• THE TASK
Without including any images, repeat the data exactly.

## begin COLLECTED DATA

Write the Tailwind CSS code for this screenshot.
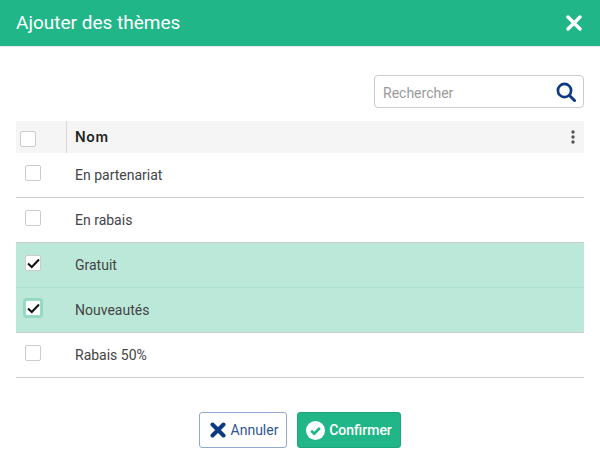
<!DOCTYPE html>
<html lang="fr"><head><meta charset="utf-8">
<script src="https://cdn.jsdelivr.net/npm/@tailwindcss/browser@4"></script>
</head>
<body class="bg-white font-['Roboto',sans-serif] w-[600px] h-[467px] overflow-hidden">
<header class="h-[46px] bg-[#20b687] flex items-center justify-between pl-4 pr-[18px] shadow-[0_1px_1px_rgba(0,0,0,0.08)]">
  <h1 class="text-[19px] text-white font-normal">Ajouter des thèmes</h1>
  <svg class="w-[16px] h-[16px] -mt-[1px]" viewBox="0 0 16 16"><path d="M2 2L14 14M14 2L2 14" stroke="#fff" stroke-width="3.4" stroke-linecap="round"/></svg>
</header>
<main class="px-4">
  <div class="flex justify-end pt-[29px] pb-[13px]">
    <div class="w-[210px] h-[33px] border border-[#ccc] rounded-[4px] flex items-center justify-between pl-2 pr-[7px]">
      <span class="text-[14px] text-[#9a9a9a] pt-[4px]">Rechercher</span>
      <svg class="w-[20px] h-[20px]" viewBox="0 0 20 20" fill="none"><circle cx="8.5" cy="8.5" r="6.6" stroke="#0b3a82" stroke-width="2.7"/><path d="M13.5 13.5L18.5 18.5" stroke="#0b3a82" stroke-width="3" stroke-linecap="round"/></svg>
    </div>
  </div>
  <div class="h-[32px] bg-[#f5f5f5] flex items-center">
    <div class="w-[51px] h-full flex items-center border-r border-[#d8d8d8] pl-1 pt-[3px]">
      <span class="block w-4 h-4 bg-white border border-[#ccc] rounded-[2px]"></span>
    </div>
    <span class="pl-2 flex-1 text-[14px] font-semibold text-[#222] font-['Inter',sans-serif] tracking-[0.7px] -mt-[1px]">Nom</span>
    <svg class="w-[4px] h-[14px] mr-[9px]" viewBox="0 0 4 14" fill="#555"><circle cx="2" cy="2" r="1.7"/><circle cx="2" cy="7" r="1.7"/><circle cx="2" cy="12" r="1.7"/></svg>
  </div>
  <div class="h-[45px] flex border-b border-[#ccc]">
    <div class="w-[59px] pl-[9px] pt-[12px]"><span class="block w-4 h-4 bg-white border border-[#ccc] rounded-[2px]"></span></div>
    <span class="text-[14px] text-[#444] pt-[12px]">En partenariat</span>
  </div>
  <div class="h-[45px] flex border-b border-[#ccc]">
    <div class="w-[59px] pl-[9px] pt-[12px]"><span class="block w-4 h-4 bg-white border border-[#ccc] rounded-[2px]"></span></div>
    <span class="text-[14px] text-[#444] pt-[12px]">En rabais</span>
  </div>
  <div class="h-[45px] flex border-b border-[#ace0cf] bg-[#bce8da]">
    <div class="w-[59px] pl-[9px] pt-[12px]"><span class="flex items-center justify-center w-4 h-4 bg-white border border-[#ccc] rounded-[2px]"><svg class="w-[13px] h-[11px]" viewBox="0 0 13 11" fill="none"><path d="M1 5.5L4.8 9L12 1.5" stroke="#111" stroke-width="2"/></svg></span></div>
    <span class="text-[14px] text-[#444] pt-[12px]">Gratuit</span>
  </div>
  <div class="h-[45px] flex border-b border-[#ccc] bg-[#bce8da]">
    <div class="w-[59px] pl-[9px] pt-[12px]"><span class="flex items-center justify-center w-4 h-4 bg-white border border-[#9fdcc8] rounded-[2px] shadow-[0_0_0_2px_#92d8c2]"><svg class="w-[13px] h-[11px]" viewBox="0 0 13 11" fill="none"><path d="M1 5.5L4.8 9L12 1.5" stroke="#111" stroke-width="2"/></svg></span></div>
    <span class="text-[14px] text-[#444] pt-[12px]">Nouveautés</span>
  </div>
  <div class="h-[45px] flex border-b border-[#ccc]">
    <div class="w-[59px] pl-[9px] pt-[12px]"><span class="block w-4 h-4 bg-white border border-[#ccc] rounded-[2px]"></span></div>
    <span class="text-[14px] text-[#444] pt-[12px]">Rabais 50%</span>
  </div>
  <div class="flex justify-center gap-[10px] pt-[34px]">
    <button class="w-[88px] h-[36px] border border-[#92aacf] rounded-[3px] bg-white flex items-center justify-center gap-[5px] pl-[2px] text-[14px] text-[#2f5690]">
      <svg class="w-[16px] h-[16px]" viewBox="0 0 16 16"><path d="M2.5 2.5L13.5 13.5M13.5 2.5L2.5 13.5" stroke="#0b3a82" stroke-width="4" stroke-linecap="round"/></svg><span class="pt-[1px]">Annuler</span>
    </button>
    <button class="w-[104px] h-[36px] border border-[#1ca67b] rounded-[3px] bg-[#20b687] flex items-center justify-center gap-[4px] text-[14px] font-medium text-white">
      <svg class="w-[19px] h-[19px]" viewBox="0 0 19 19"><circle cx="9.5" cy="9.5" r="9.5" fill="#fff"/><path d="M5.2 9.8L8.2 12.7L13.8 7" stroke="#20b687" stroke-width="2.6" fill="none"/></svg><span class="pt-[1px]">Confirmer</span>
    </button>
  </div>
</main>
</body></html>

## end COLLECTED DATA

• TASK RESULT
Write the Tailwind CSS code for this screenshot.
<!DOCTYPE html>
<html lang="fr"><head><meta charset="utf-8">
<script src="https://cdn.jsdelivr.net/npm/@tailwindcss/browser@4"></script>
</head>
<body class="bg-white font-['Roboto',sans-serif] w-[600px] h-[467px] overflow-hidden">
<header class="h-[46px] bg-[#20b687] flex items-center justify-between pl-4 pr-[18px] shadow-[0_1px_1px_rgba(0,0,0,0.08)]">
  <h1 class="text-[19px] text-white font-normal">Ajouter des thèmes</h1>
  <svg class="w-[16px] h-[16px] -mt-[1px]" viewBox="0 0 16 16"><path d="M2 2L14 14M14 2L2 14" stroke="#fff" stroke-width="3.4" stroke-linecap="round"/></svg>
</header>
<main class="px-4">
  <div class="flex justify-end pt-[29px] pb-[13px]">
    <div class="w-[210px] h-[33px] border border-[#ccc] rounded-[4px] flex items-center justify-between pl-2 pr-[7px]">
      <span class="text-[14px] text-[#9a9a9a] pt-[4px]">Rechercher</span>
      <svg class="w-[20px] h-[20px]" viewBox="0 0 20 20" fill="none"><circle cx="8.5" cy="8.5" r="6.6" stroke="#0b3a82" stroke-width="2.7"/><path d="M13.5 13.5L18.5 18.5" stroke="#0b3a82" stroke-width="3" stroke-linecap="round"/></svg>
    </div>
  </div>
  <div class="h-[32px] bg-[#f5f5f5] flex items-center">
    <div class="w-[51px] h-full flex items-center border-r border-[#d8d8d8] pl-1 pt-[3px]">
      <span class="block w-4 h-4 bg-white border border-[#ccc] rounded-[2px]"></span>
    </div>
    <span class="pl-2 flex-1 text-[14px] font-semibold text-[#222] font-['Inter',sans-serif] tracking-[0.7px] -mt-[1px]">Nom</span>
    <svg class="w-[4px] h-[14px] mr-[9px]" viewBox="0 0 4 14" fill="#555"><circle cx="2" cy="2" r="1.7"/><circle cx="2" cy="7" r="1.7"/><circle cx="2" cy="12" r="1.7"/></svg>
  </div>
  <div class="h-[45px] flex border-b border-[#ccc]">
    <div class="w-[59px] pl-[9px] pt-[12px]"><span class="block w-4 h-4 bg-white border border-[#ccc] rounded-[2px]"></span></div>
    <span class="text-[14px] text-[#444] pt-[12px]">En partenariat</span>
  </div>
  <div class="h-[45px] flex border-b border-[#ccc]">
    <div class="w-[59px] pl-[9px] pt-[12px]"><span class="block w-4 h-4 bg-white border border-[#ccc] rounded-[2px]"></span></div>
    <span class="text-[14px] text-[#444] pt-[12px]">En rabais</span>
  </div>
  <div class="h-[45px] flex border-b border-[#ace0cf] bg-[#bce8da]">
    <div class="w-[59px] pl-[9px] pt-[12px]"><span class="flex items-center justify-center w-4 h-4 bg-white border border-[#ccc] rounded-[2px]"><svg class="w-[13px] h-[11px]" viewBox="0 0 13 11" fill="none"><path d="M1 5.5L4.8 9L12 1.5" stroke="#111" stroke-width="2"/></svg></span></div>
    <span class="text-[14px] text-[#444] pt-[12px]">Gratuit</span>
  </div>
  <div class="h-[45px] flex border-b border-[#ccc] bg-[#bce8da]">
    <div class="w-[59px] pl-[9px] pt-[12px]"><span class="flex items-center justify-center w-4 h-4 bg-white border border-[#9fdcc8] rounded-[2px] shadow-[0_0_0_2px_#92d8c2]"><svg class="w-[13px] h-[11px]" viewBox="0 0 13 11" fill="none"><path d="M1 5.5L4.8 9L12 1.5" stroke="#111" stroke-width="2"/></svg></span></div>
    <span class="text-[14px] text-[#444] pt-[12px]">Nouveautés</span>
  </div>
  <div class="h-[45px] flex border-b border-[#ccc]">
    <div class="w-[59px] pl-[9px] pt-[12px]"><span class="block w-4 h-4 bg-white border border-[#ccc] rounded-[2px]"></span></div>
    <span class="text-[14px] text-[#444] pt-[12px]">Rabais 50%</span>
  </div>
  <div class="flex justify-center gap-[10px] pt-[34px]">
    <button class="w-[88px] h-[36px] border border-[#92aacf] rounded-[3px] bg-white flex items-center justify-center gap-[5px] pl-[2px] text-[14px] text-[#2f5690]">
      <svg class="w-[16px] h-[16px]" viewBox="0 0 16 16"><path d="M2.5 2.5L13.5 13.5M13.5 2.5L2.5 13.5" stroke="#0b3a82" stroke-width="4" stroke-linecap="round"/></svg><span class="pt-[1px]">Annuler</span>
    </button>
    <button class="w-[104px] h-[36px] border border-[#1ca67b] rounded-[3px] bg-[#20b687] flex items-center justify-center gap-[4px] text-[14px] font-medium text-white">
      <svg class="w-[19px] h-[19px]" viewBox="0 0 19 19"><circle cx="9.5" cy="9.5" r="9.5" fill="#fff"/><path d="M5.2 9.8L8.2 12.7L13.8 7" stroke="#20b687" stroke-width="2.6" fill="none"/></svg><span class="pt-[1px]">Confirmer</span>
    </button>
  </div>
</main>
</body></html>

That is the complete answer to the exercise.